Minimal example (annotated):

test-system.scm:
--8<---------------cut here---------------start------------->8---
(use-modules (gnu)
             (gnu tests)
             (gnu packages)
             (gnu packages base) ; coreutils/sleep
             (gnu packages admin)  ; shepherd
             (gnu services shepherd))

;; Some dummy service whose start action simply waits for some seconds,
;; about enough to check with herd status before it exits.
(define dummy-service-type
  (shepherd-service-type
   'dummy
   (lambda (cfg)
     (shepherd-service
      (documentation "Dummy action to start service.")
      (provision '(dummy-service))
      (respawn? #f)    ; <<<<<< note, this disables the service!
      (modules (cons* '(gnu services herd)
                      %default-modules))
      (start #~(lambda _
                 (format #t "Starting a delay on dummy service.~%")
                 (fork+exec-command (list #$(file-append coreutils "/bin/sleep")
                                          "30"))))
      (stop #~(make-kill-destructor))
      (actions
       (list (shepherd-action
              (name 'my-action)
              (documentation "lorem ipsum")
              (procedure
               #~(lambda (x)
                   ;; Scenario 1: using code from (gnu services herd), this hangs shepherd
                   #;(start-service 'dummy)  ; hangs shepherd
                   ;; Scenario 2: this doesn't hang shepherd but do note that the service has to be re-enabled either manually or automatically here
                   #;(system* #$(file-append shepherd "/bin/herd") "start" "dummy-service")
                   ;; Scenario 3: use the already imported (shepherd service) module, doesn't hang shepherd
                   ;;             Like Scenario 2, the service must be re-enabled since (respawn? #f) disabled this.
                   ;;             Comment: Won't re-enabling mean that this service will relaunch once it quits?
                   ;;                      That means the service has to disable itself on a successful exit, perhaps within the (stop ...) field?
                   (start 'dummy-service))))))))
   #f  ; no config
   (description "lorem ipsum.")))

(operating-system
  (inherit %simple-os)
  (services
   (cons*
    (service dummy-service-type)
    %base-services)))

--8<---------------cut here---------------end--------------->8---


Required modifications to gnu/services/shepherd.scm for scenario 1:

--8<---------------cut here---------------start------------->8---
diff --git a/gnu/services/shepherd.scm b/gnu/services/shepherd.scm
index b2601c0128..158806f421 100644
--- a/gnu/services/shepherd.scm
+++ b/gnu/services/shepherd.scm
@@ -282,7 +282,8 @@ (define (shepherd-service-file-name service)
 
 (define (shepherd-service-file service)
   "Return a file defining SERVICE."
   (scheme-file (shepherd-service-file-name service)
-               (with-imported-modules %default-imported-modules
+               (with-imported-modules (cons '(gnu services herd)
+                                            %default-imported-modules)
                  #~(begin
                      (use-modules #$@(shepherd-service-modules service))
--8<---------------cut here---------------end--------------->8---




Information forwarded to bug-guix <at> gnu.org:
bug#63190; Package guix. (Sat, 06 May 2023 17:27:02 GMT) Full text and rfc822 format available.
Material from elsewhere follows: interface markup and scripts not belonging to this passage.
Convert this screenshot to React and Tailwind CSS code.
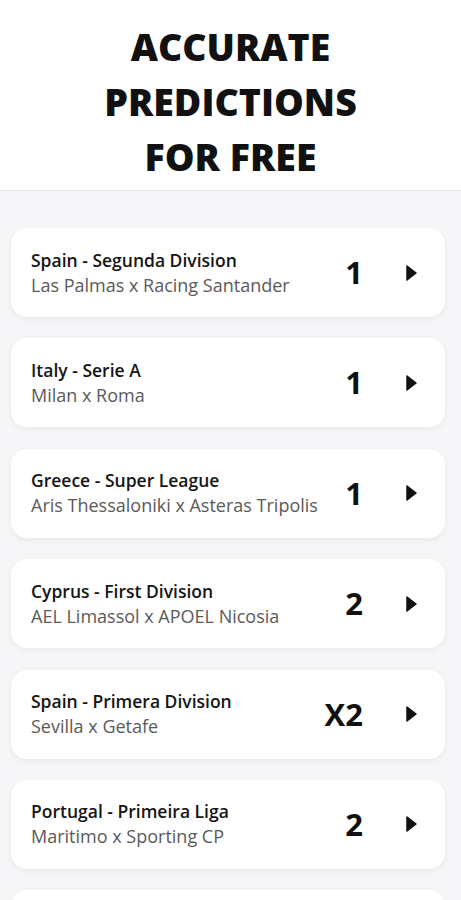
const predictions = [
  { league: 'Spain - Segunda Division', match: 'Las Palmas x Racing Santander', tip: '1' },
  { league: 'Italy - Serie A', match: 'Milan x Roma', tip: '1' },
  { league: 'Greece - Super League', match: 'Aris Thessaloniki x Asteras Tripolis', tip: '1' },
  { league: 'Cyprus - First Division', match: 'AEL Limassol x APOEL Nicosia', tip: '2' },
  { league: 'Spain - Primera Division', match: 'Sevilla x Getafe', tip: 'X2' },
  { league: 'Portugal - Primeira Liga', match: 'Maritimo x Sporting CP', tip: '2' },
];

const Arrow = () => (
  <svg width="11" height="16" viewBox="0 0 11 16" className="shrink-0">
    <path d="M1 1 L10 8 L1 15 Z" fill="#111" stroke="#111" strokeWidth="1.5" strokeLinejoin="round" />
  </svg>
);

const PredictionCard = ({ league, match, tip }) => (
  <div className="flex h-[89px] shrink-0 items-center rounded-2xl bg-white pl-5 pr-7 shadow-[0_2px_6px_rgba(0,0,0,0.06)]">
    <div className="min-w-0 flex-1">
      <p className="whitespace-nowrap text-[17.5px] font-semibold leading-[25px] text-[#151515]">{league}</p>
      <p className="whitespace-nowrap text-[18px] leading-[25px] text-[#5a5a5a]">{match}</p>
    </div>
    <span className="w-[53px] text-right text-[31px] font-bold leading-none text-[#111]">{tip}</span>
    <div className="ml-[43px]">
      <Arrow />
    </div>
  </div>
);

export default function App() {
  return (
    <div className="h-[900px] overflow-hidden bg-[#f6f6f8] font-['Open_Sans',sans-serif]">
      <header className="border-b border-[#e6e6e8] bg-white pb-[6px] pt-[19px] text-center">
        <h1 className="text-[37.5px] font-extrabold leading-[55px] text-[#111]">
          ACCURATE
          <br />
          PREDICTIONS
          <br />
          FOR FREE
        </h1>
      </header>
      <main className="flex flex-col gap-[21.4px] px-[11px] pt-[37px] pr-[16px]">
        {predictions.map((p) => (
          <PredictionCard key={p.league + p.match} {...p} />
        ))}
        <div className="h-[89px] shrink-0 rounded-2xl bg-white shadow-[0_2px_6px_rgba(0,0,0,0.06)]" />
      </main>
    </div>
  );
}
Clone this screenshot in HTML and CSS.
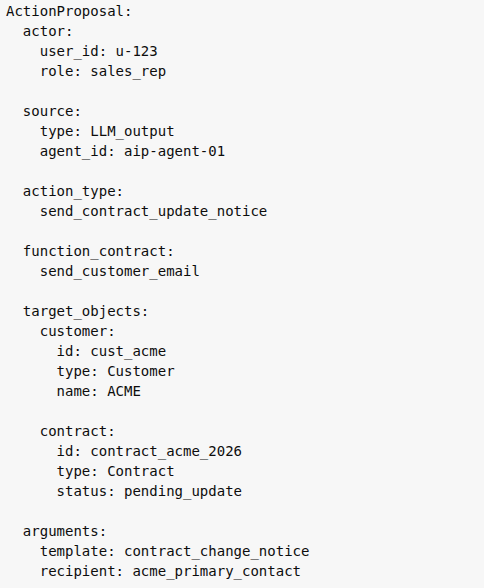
FILE: index.html
```html
<!DOCTYPE html>
<html>
<head>
<meta charset="utf-8">
<link rel="stylesheet" href="styles.css">
</head>
<body>
<pre class="code">ActionProposal:
  actor:
    user_id: u-123
    role: sales_rep

  source:
    type: LLM_output
    agent_id: aip-agent-01

  action_type:
    send_contract_update_notice

  function_contract:
    send_customer_email

  target_objects:
    customer:
      id: cust_acme
      type: Customer
      name: ACME

    contract:
      id: contract_acme_2026
      type: Contract
      status: pending_update

  arguments:
    template: contract_change_notice
    recipient: acme_primary_contact</pre>
</body>
</html>
```

FILE: styles.css
```css
html, body {
  margin: 0;
  padding: 0;
  background: #f7f7f7;
}
.code {
  margin: 0;
  padding: 1px 0 0 6px;
  font-family: "DejaVu Sans Mono", monospace;
  font-size: 14px;
  line-height: 20px;
  color: #0d0d0d;
}
```
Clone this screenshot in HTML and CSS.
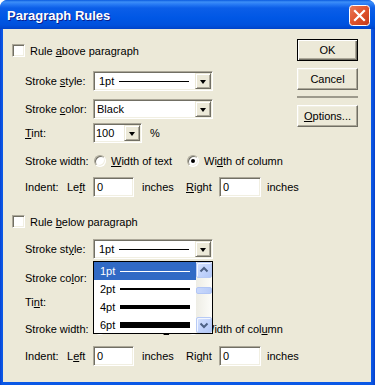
FILE: index.html
```html
<!DOCTYPE html>
<html>
<head>
<meta charset="utf-8">
<link rel="stylesheet" href="styles.css">
</head>
<body>
<div class="window">
  <div class="titlebar">
    <span class="title">Paragraph Rules</span>
    <span class="close">
      <svg width="21" height="21" viewBox="0 0 21 21">
        <defs>
          <linearGradient id="cg" x1="0" y1="0" x2="1" y2="1">
            <stop offset="0" stop-color="#E97B5A"/>
            <stop offset="0.5" stop-color="#E0532C"/>
            <stop offset="1" stop-color="#C2391A"/>
          </linearGradient>
        </defs>
        <rect x="0.5" y="0.5" width="20" height="20" rx="3" fill="url(#cg)" stroke="#FFFFFF"/>
        <path d="M6 6 L15 15 M15 6 L6 15" stroke="#FFFFFF" stroke-width="2.2" stroke-linecap="square"/>
      </svg>
    </span>
  </div>
  <div class="client">
    <div class="main">
      <div class="rule rule-above">
        <div class="check-row"><span class="checkbox"></span><span class="check-label">Rule <u>a</u>bove paragraph</span></div>
        <div class="row row-style">
          <span class="lbl">Stroke <u>s</u>tyle:</span>
          <div class="combo combo-wide">
            <div class="combo-field combo-style"><span class="pt">1pt</span><span class="sample s1"></span></div>
            <span class="arrow-btn"><span class="tri"></span></span>
          </div>
        </div>
        <div class="row row-color">
          <span class="lbl">Stroke <u>c</u>olor:</span>
          <div class="combo combo-wide">
            <div class="combo-field">Black</div>
            <span class="arrow-btn"><span class="tri"></span></span>
          </div>
        </div>
        <div class="row row-tint">
          <span class="lbl"><u>T</u>int:</span>
          <div class="combo combo-tint">
            <div class="combo-field combo-num">100</div>
            <span class="arrow-btn"><span class="tri"></span></span>
          </div>
          <span class="pct">%</span>
        </div>
        <div class="row row-width">
          <span class="lbl">Stroke width:</span>
          <span class="opt opt-text"><span class="radio"></span><span><u>W</u>idth of text</span></span>
          <span class="opt"><span class="radio checked"></span><span>Wi<u>d</u>th of column</span></span>
        </div>
        <div class="row row-indent">
          <span class="lbl-indent">Indent:</span>
          <span class="lbl-left">Le<u>f</u>t</span>
          <span class="field field-left">0</span>
          <span class="unit">inches</span>
          <span class="lbl-right"><u>R</u>ight</span>
          <span class="field field-right">0</span>
          <span class="unit unit-right">inches</span>
        </div>
      </div>

      <div class="rule rule-below">
        <div class="check-row"><span class="checkbox"></span><span class="check-label">Rule <u>b</u>elow paragraph</span></div>
        <div class="row row-style">
          <span class="lbl">Stroke st<u>y</u>le:</span>
          <div class="combo combo-wide combo-open">
            <div class="combo-field combo-style"><span class="pt">1pt</span><span class="sample s1"></span></div>
            <span class="arrow-btn"><span class="tri"></span></span>
            <div class="dropdown">
              <div class="items">
                <div class="item selected"><span class="pt">1pt</span><span class="sample s1"></span></div>
                <div class="item"><span class="pt">2pt</span><span class="sample s2"></span></div>
                <div class="item"><span class="pt">4pt</span><span class="sample s4"></span></div>
                <div class="item"><span class="pt">6pt</span><span class="sample s6"></span></div>
              </div>
              <div class="scrollbar">
                <span class="sb-btn">
                  <svg width="14" height="14" viewBox="0 0 14 14"><path d="M3.5 8.5 L7 5 L10.5 8.5" fill="none" stroke="#4D6185" stroke-width="2"/></svg>
                </span>
                <span class="sb-track"><span class="sb-thumb"></span></span>
                <span class="sb-btn">
                  <svg width="14" height="14" viewBox="0 0 14 14"><path d="M3.5 5.5 L7 9 L10.5 5.5" fill="none" stroke="#4D6185" stroke-width="2"/></svg>
                </span>
              </div>
            </div>
          </div>
        </div>
        <div class="row row-color">
          <span class="lbl">Stroke co<u>l</u>or:</span>
          <div class="combo combo-wide">
            <div class="combo-field">Black</div>
            <span class="arrow-btn"><span class="tri"></span></span>
          </div>
        </div>
        <div class="row row-tint">
          <span class="lbl">Ti<u>n</u>t:</span>
          <div class="combo combo-tint">
            <div class="combo-field combo-num">100</div>
            <span class="arrow-btn"><span class="tri"></span></span>
          </div>
          <span class="pct">%</span>
        </div>
        <div class="row row-width">
          <span class="lbl">Stroke width:</span>
          <span class="opt opt-text"><span class="radio"></span><span>Width of te<u>x</u>t</span></span>
          <span class="opt"><span class="radio checked"></span><span>Width of col<u>u</u>mn</span></span>
        </div>
        <div class="row row-indent">
          <span class="lbl-indent">Indent:</span>
          <span class="lbl-left">L<u>e</u>ft</span>
          <span class="field field-left">0</span>
          <span class="unit">inches</span>
          <span class="lbl-right">Ri<u>g</u>ht</span>
          <span class="field field-right">0</span>
          <span class="unit unit-right">inches</span>
        </div>
      </div>
    </div>

    <div class="buttons">
      <span class="btn btn-default">OK</span>
      <span class="btn">Cancel</span>
      <span class="sep"></span>
      <span class="btn"><span><u>O</u>ptions...</span></span>
    </div>
  </div>
</div>
</body>
</html>
```
FILE: styles.css
```css
* { box-sizing: border-box; }
html, body { margin: 0; padding: 0; }
body {
  width: 375px;
  height: 385px;
  overflow: hidden;
  background: #FFFFFF;
  font-family: "Liberation Sans", Arial, sans-serif;
  font-size: 11px;
  color: #000;
}
u { text-decoration: underline; text-underline-offset: 1px; }

.window {
  width: 375px;
  height: 385px;
  display: flex;
  flex-direction: column;
  background: linear-gradient(to right, #0842D2 0, #0A58E6 2px, #0A58E6 372px, #0740C9 375px);
  border-radius: 8px 8px 0 0;
}

.titlebar {
  height: 29px;
  flex: none;
  display: flex;
  justify-content: space-between;
  align-items: flex-start;
  padding: 0 5px 0 7px;
  border-radius: 7px 7px 0 0;
  background: linear-gradient(to bottom, #0A5ADF 0px, #3D8FF7 2px, #2A7DF5 4px, #0B5EE8 8px, #0057E5 18px, #0051DD 25px, #0047CF 28px, #0041C7 29px);
}
.title {
  margin-top: 8px;
  line-height: 15px;
  font-weight: bold;
  font-size: 13px;
  color: #FFFFFF;
  text-shadow: 1px 1px 0 #0A1E8C;
}
.close {
  margin-top: 5px;
  width: 21px;
  height: 21px;
  display: block;
}
.close svg { display: block; }

.client {
  flex: 1;
  margin: 0 4px 3px 3px;
  background: #ECE9D8;
  display: flex;
}

.main {
  flex: 1;
  min-width: 0;
  padding: 15px 0 0 9px;
  display: flex;
  flex-direction: column;
}
.rule { display: flex; flex-direction: column; }
.rule-below { margin-top: 18px; }

.check-row {
  height: 13px;
  display: flex;
  align-items: center;
}
.checkbox {
  width: 13px;
  height: 13px;
  background: #FFFFFF;
  border-top: 1px solid #ACA899;
  border-left: 1px solid #ACA899;
  border-bottom: 1px solid #FFFFFF;
  border-right: 1px solid #FFFFFF;
  box-shadow: inset 1px 1px 0 #716F64, inset -1px -1px 0 #F1EFE2;
  flex: none;
}
.check-label { margin-left: 5px; }

.row {
  display: flex;
  align-items: center;
  margin-left: 13px;
  position: relative;
  white-space: nowrap;
}
.row-style { height: 20px; margin-top: 14px; }
.row-color { height: 20px; margin-top: 8px; }
.row-tint { height: 20px; margin-top: 4px; }
.row-width { height: 16px; margin-top: 10px; }
.row-indent { height: 20px; margin-top: 8px; }
.rule-below .row-style { margin-top: 11px; }
.rule-below .row-color { margin-top: 9px; }
.rule-below .row-width { margin-top: 9px; }
.rule-below .row-indent { margin-top: 9px; }

.lbl { width: 68px; flex: none; }

.combo {
  position: relative;
  height: 20px;
  display: flex;
  align-items: stretch;
  background: #FFFFFF;
  border-top: 1px solid #ACA899;
  border-left: 1px solid #ACA899;
  border-bottom: 1px solid #FFFFFF;
  border-right: 1px solid #FFFFFF;
  box-shadow: inset 1px 1px 0 #716F64, inset -1px -1px 0 #F1EFE2;
  padding: 1px;
  flex: none;
}
.combo-wide { width: 120px; }
.combo-tint { width: 49px; }
.combo-field {
  flex: 1;
  display: flex;
  align-items: center;
  padding-left: 2px;
  overflow: hidden;
  white-space: nowrap;
}
.combo-style { padding-left: 4px; }
.combo-num { padding-left: 1px; }

.pt { width: 20px; flex: none; }
.sample { width: 70px; flex: none; background: #000; }
.s1 { height: 1px; }
.s2 { height: 2px; }
.s4 { height: 4px; }
.s6 { height: 6px; }

.arrow-btn {
  width: 16px;
  flex: none;
  background: #ECE9D8;
  border-top: 1px solid #ECE9D8;
  border-left: 1px solid #ECE9D8;
  border-bottom: 1px solid #716F64;
  border-right: 1px solid #716F64;
  box-shadow: inset 1px 1px 0 #FFFFFF, inset -1px -1px 0 #ACA899;
  display: flex;
  align-items: center;
  justify-content: center;
}
.tri {
  width: 0;
  height: 0;
  border-left: 3.5px solid transparent;
  border-right: 3.5px solid transparent;
  border-top: 4px solid #000;
  margin-top: 1px;
}

.pct { margin-left: 8px; }

.opt { display: flex; align-items: center; }
.opt-text { width: 93px; margin-left: 1px; flex: none; }
.opt .radio + span { margin-left: 5px; }
.radio {
  width: 12px;
  height: 12px;
  flex: none;
  border-radius: 50%;
  background: #FFFFFF;
  border: 1px solid;
  border-color: #ACA899 #FFFFFF #FFFFFF #ACA899;
  box-shadow: inset 1px 1px 0 #716F64, inset -1px -1px 0 #F1EFE2;
  position: relative;
}
.radio.checked::after {
  content: "";
  position: absolute;
  left: 3px;
  top: 3px;
  width: 4px;
  height: 4px;
  border-radius: 50%;
  background: #000;
}

.lbl-indent { width: 42px; flex: none; }
.lbl-left { width: 26px; flex: none; }
.lbl-right { width: 33px; flex: none; }
.field {
  height: 20px;
  background: #FFFFFF;
  border-top: 1px solid #ACA899;
  border-left: 1px solid #ACA899;
  border-bottom: 1px solid #FFFFFF;
  border-right: 1px solid #FFFFFF;
  box-shadow: inset 1px 1px 0 #716F64, inset -1px -1px 0 #F1EFE2;
  padding-left: 3px;
  display: flex;
  align-items: center;
  flex: none;
}
.field-left { width: 41px; }
.field-right { width: 42px; }
.unit { width: 44px; margin-left: 8px; flex: none; }
.unit-right { margin-left: 6px; width: auto; }

.dropdown {
  position: absolute;
  left: -1px;
  top: 21px;
  width: 120px;
  height: 73px;
  background: #FFFFFF;
  border: 1px solid #000;
  display: flex;
  z-index: 10;
  overflow: hidden;
}
.items { flex: 1; display: flex; flex-direction: column; }
.item {
  height: 18px;
  flex: none;
  display: flex;
  align-items: center;
  padding-left: 6px;
}
.item.selected { background: #316AC5; color: #FFFFFF; }
.item.selected .sample { background: #FFFFFF; }

.scrollbar {
  width: 16px;
  flex: none;
  display: flex;
  flex-direction: column;
  background: linear-gradient(to right, #EEEDE5, #FCFCF9);
}
.sb-btn {
  height: 16px;
  flex: none;
  display: flex;
  align-items: center;
  justify-content: center;
  border-radius: 2px;
  border: 1px solid #B7CAF5;
  background: linear-gradient(135deg, #D8E3FD 0%, #C3D4FC 50%, #B2C7F6 100%);
  box-shadow: inset 1px 1px 0 #F2F6FF;
}
.sb-btn svg { display: block; }
.sb-track {
  flex: 1;
  display: flex;
  flex-direction: column;
  padding-top: 9px;
}
.sb-thumb {
  height: 7px;
  border-radius: 2px;
  border: 1px solid #B2C6F5;
  background: linear-gradient(to right, #C9D8FC, #B8CCF8);
}

.buttons {
  width: 61px;
  flex: none;
  margin: 10px 13px 0 0;
  display: flex;
  flex-direction: column;
}
.btn {
  height: 22px;
  display: flex;
  align-items: center;
  justify-content: center;
  background: #ECE9D8;
  border-top: 1px solid #FFFFFF;
  border-left: 1px solid #FFFFFF;
  border-bottom: 1px solid #716F64;
  border-right: 1px solid #716F64;
  box-shadow: inset -1px -1px 0 #ACA899, inset 1px 1px 0 #F1EFE2;
  margin-bottom: 7px;
}
.btn-default {
  border: 1px solid #000;
  box-shadow: inset 1px 1px 0 #FFFFFF, inset -1px -1px 0 #716F64, inset -2px -2px 0 #ACA899;
}
.sep {
  height: 2px;
  background: #9D9A8C;
  margin: -1px 0 7px 0;
}
```
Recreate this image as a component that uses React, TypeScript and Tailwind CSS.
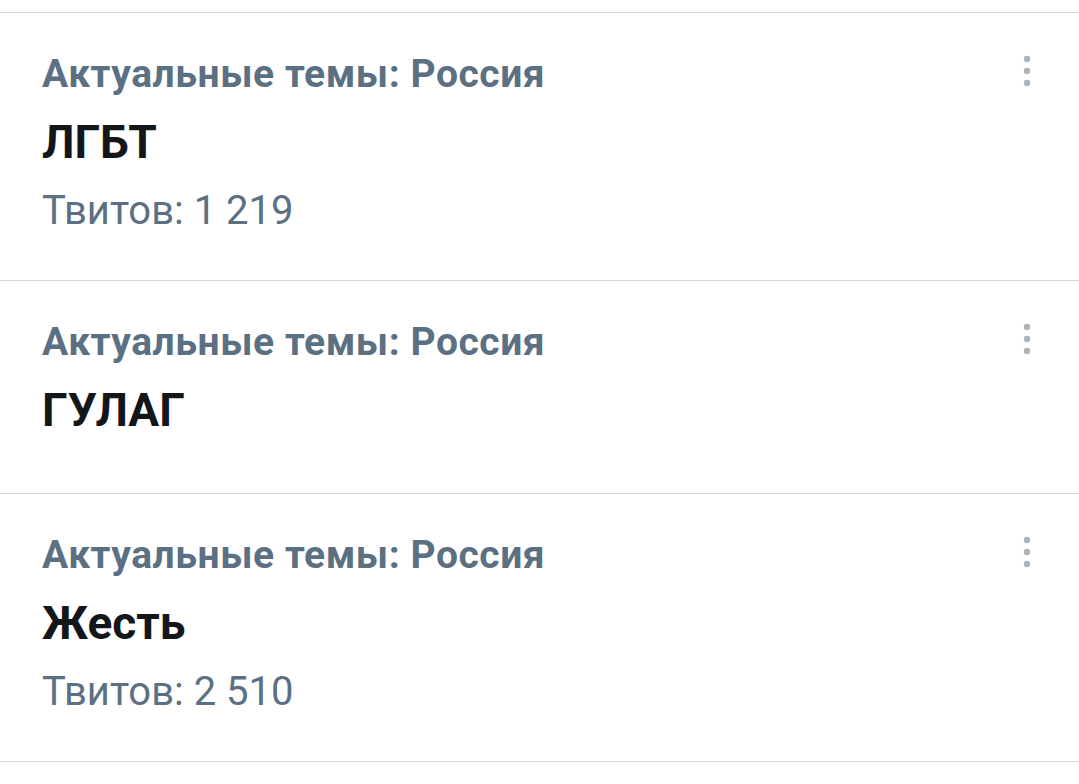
import React from "react";

type Trend = {
  id: string;
  context: string;
  name: string;
  count?: string;
};

const trends: Trend[] = [
  { id: "1", context: "Актуальные темы: Россия", name: "ЛГБТ", count: "Твитов: 1 219" },
  { id: "2", context: "Актуальные темы: Россия", name: "ГУЛАГ" },
  { id: "3", context: "Актуальные темы: Россия", name: "Жесть", count: "Твитов: 2 510" },
];

const MoreIcon: React.FC = () => (
  <svg width="12" height="36" viewBox="0 0 12 36" className="text-[#aab4bc]" fill="currentColor">
    <circle cx="6" cy="6" r="3.2" />
    <circle cx="6" cy="18" r="3.2" />
    <circle cx="6" cy="30" r="3.2" />
  </svg>
);

const TrendRow: React.FC<{ trend: Trend }> = ({ trend }) => (
  <div
    className={
      "flex justify-between border-b border-[#cfd8dc] pl-[42px] pr-[46px] pt-[37px] " +
      (trend.count ? "pb-[45px]" : "pb-[55px]")
    }
  >
    <div className="flex flex-col">
      <span className="text-[39px] leading-[48px] font-bold text-[#5b7083] tracking-[0.55px]">
        {trend.context}
      </span>
      <span className="mt-[17px] text-[46px] leading-[55px] font-bold text-[#14171a]">
        {trend.name}
      </span>
      {trend.count && (
        <span className="mt-[17px] text-[40px] leading-[48px] text-[#5b7083]">
          {trend.count}
        </span>
      )}
    </div>
    <div className="pt-[3px]">
      <MoreIcon />
    </div>
  </div>
);

export default function App() {
  return (
    <div
      className="w-[1079px] h-[784px] bg-white overflow-hidden pt-[12px]"
      style={{ fontFamily: "Roboto, 'Noto Sans', sans-serif" }}
    >
      <div className="border-t border-[#cfd8dc]">
        {trends.map((t) => (
          <TrendRow key={t.id} trend={t} />
        ))}
      </div>
    </div>
  );
}
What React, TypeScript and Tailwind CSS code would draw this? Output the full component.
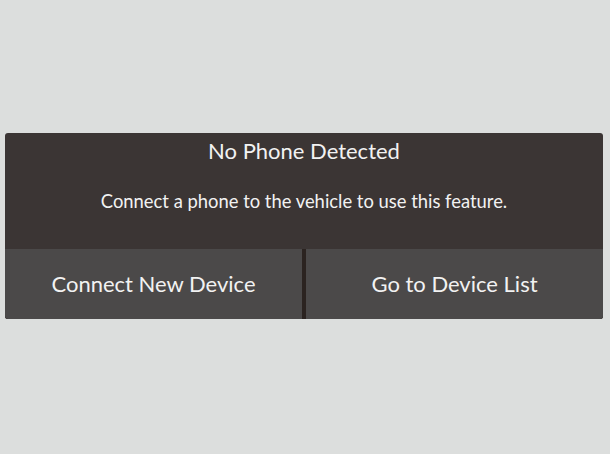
export default function App() {
  return (
    <div className="w-[610px] h-[454px] bg-[#dcdedd] flex flex-col pt-[133px] px-[5px] font-['Lato','Liberation_Sans',sans-serif]">
      <div className="w-[598px] rounded-[3px] overflow-hidden bg-[#3b3534] flex flex-col">
        <div className="h-[116px] flex flex-col items-center text-[#f2f2f2]">
          <div className="mt-[4px] text-[22px] leading-[28px]">No Phone Detected</div>
          <div className="mt-[25px] text-[18.4px] leading-[22px]">Connect a phone to the vehicle to use this feature.</div>
        </div>
        <div className="h-[70px] flex bg-[#2b2320]">
          <button className="flex-1 bg-[#4b4949] text-[#f2f2f2] text-[22px] pb-[2px] flex items-center justify-center">
            Connect New Device
          </button>
          <div className="w-[4px]" />
          <button className="flex-1 bg-[#4b4949] text-[#f2f2f2] text-[22px] pb-[2px] flex items-center justify-center">
            Go to Device List
          </button>
        </div>
      </div>
    </div>
  );
}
Message #8 received at 63190 <at> debbugs.gnu.org (full text, mbox):

From: Ludovic Courtès <ludo <at> gnu.org>
To: Bruno Victal <mirai <at> makinata.eu>
Cc: 63190 <at> debbugs.gnu.org, bjc <at> spork.org
Subject: Re: bug#63190: [Shepherd] Nested calls lead to a hang
Date: Sat, 06 May 2023 19:26:38 +0200
Hi,

Bruno Victal <mirai <at> makinata.eu> skribis:

> Original discussion (IRC): <https://logs.guix.gnu.org/guix/2023-04-29.log#180735>

[...]

>               (procedure
>                #~(lambda (x)
>                    ;; Scenario 1: using code from (gnu services herd), this hangs shepherd
>                    #;(start-service 'dummy)  ; hangs shepherd

(gnu services herd) provides a client to talk to the shepherd process.
However, the code of actions runs in the shepherd process itself, so
there’s no need to use the client library.  Don’t do that.  :-)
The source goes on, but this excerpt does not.